Com a publicação da lei 14.811/24, o Código Penal incluiu os delitos de bullying e cyberbullying. A lei também transformou crimes previstos no Estatuto da Criança e do Adolescente (ECA) em hediondos, como a indução à automutilação e o sequestro. Neste contexto, as instituições de ensino de todo o país ganharam um aliado efetivo no combate a essas práticas que afetam, além de estudantes, também professores e outros profissionais do ensino.
A Lei é um importante passo para resolver e acompanhar as alterações e problemáticas sociais, que humilham, ameaçam e ofendem de forma contínua. Isso porque, o bullying - prática corriqueira - principalmente em ambientes escolares - é um problema crônico que afeta grande parte da população. O termo tem origem na língua inglesa1 , também foi adotado no Brasil, e define o ato de dominar pessoas de maneira vexatória, frequente e habitual.
Em que pese se tratar de um problema social antigo e de amplo conhecimento por parte das instituições educacionais e, muitas vezes, até dos próprios pais e responsáveis, a solução para extinguir (ou, ao menos, reduzir) tal prática e seus problemas decorrentes parece ser um objetivo de difícil alcance.
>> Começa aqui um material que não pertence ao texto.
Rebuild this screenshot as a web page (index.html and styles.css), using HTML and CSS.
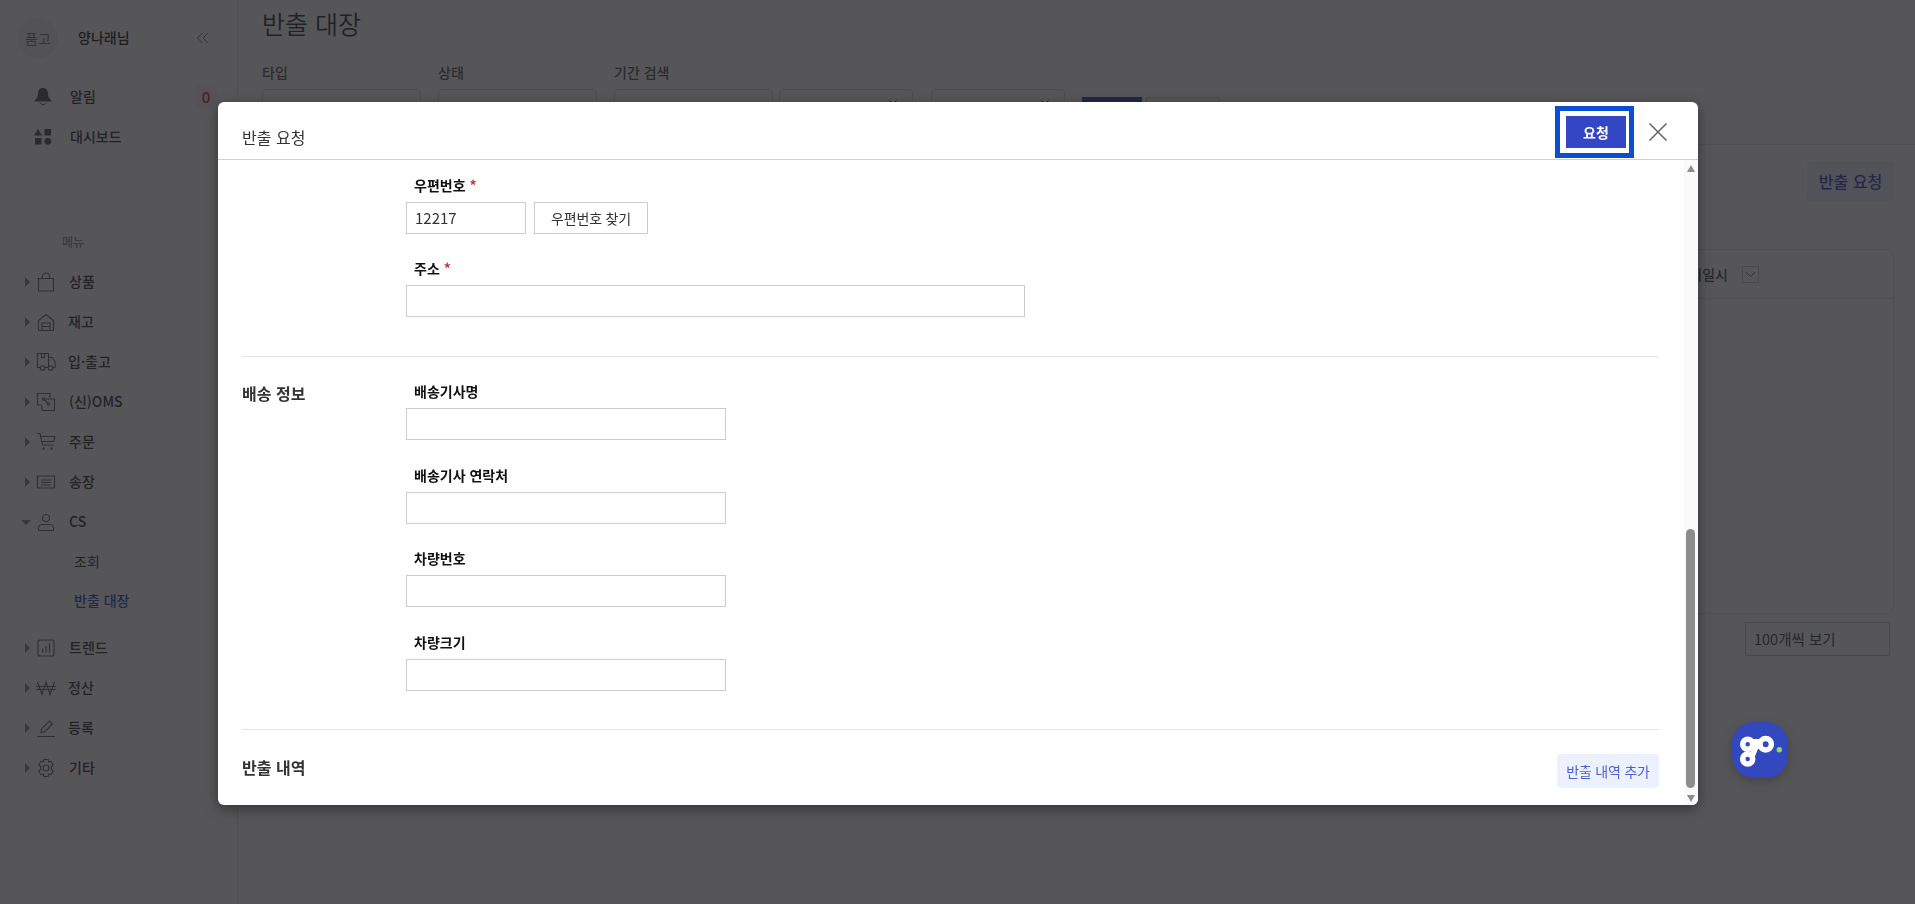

Do ponto de vista legal, inicialmente a conduta foi abordada pela lei Federal 13.185/15 que referiu-se ao bullying como "intimidação sistemática", estabelecendo definições sobre o conceito e classificações de intimidação sistemática/bullying (art. 1º, §1º, art. 2º, incisos I a VIII e art. 3º) e definindo parâmetros importantes visando o combate a tal prática.
Com o advento da legislação, foi instituído o Programa de Combate à Intimidação Sistemática, que fixou diretrizes para o Poder Público, por meio do Ministério da Educação, secretarias estaduais e municipais de educação, bem como de outros órgãos e também aos entes privados, como estabelecimentos de ensino, clubes e agremiações recreativas. O Programa estabelece uma série de objetivos (art. 4º) que devem ser observados, tais como implementar e disseminar campanhas de conscientização, instituir práticas de conduta e orientação de familiares, dar assistência psicológica, social e jurídica às vítimas e aos agressores, dentre outros.
Contudo, é inegável que as alterações trazidas pela lei 14.811/24 demonstram a preocupação do Estado em punir mais severamente condutas como a intimidação sistemática virtual (cyberbullying) e o próprio bullying - aplacando o sentimento e sensação de impunidade presentes anteriormente na sociedade.
Apesar de estabelecer diretrizes e programas importantes, as providências de cunho socioeducativo previstas na Lei nº 13.185/15, infelizmente, não foram suficientes para tratar do assunto de maneira eficiente, se fazendo necessária uma ação repressiva por parte do Estado com o advento das novas alterações trazidas pela Lei nº 14.811/2024.
Contudo, em que pese a importância da Lei nº 13.185/15, pouca efetividade se viu no combate à prática do bullying no Brasil em quase dez anos, desde sua promulgação. Em uma pesquisa realizada pelo Senado Federal, 6,7 milhões de estudantes alegaram ter sofrido algum tipo de violência na escola em um período de 12 meses, entre 2022 e 2023[2]. Ainda de acordo com o mesmo levantamento, 52% dos entrevistados com faixa etária entre 16 e 29 anos disseram que já sofreram bullying no ambiente escolar, enquanto o número de pessoas com 60 anos ou mais cai para 19%.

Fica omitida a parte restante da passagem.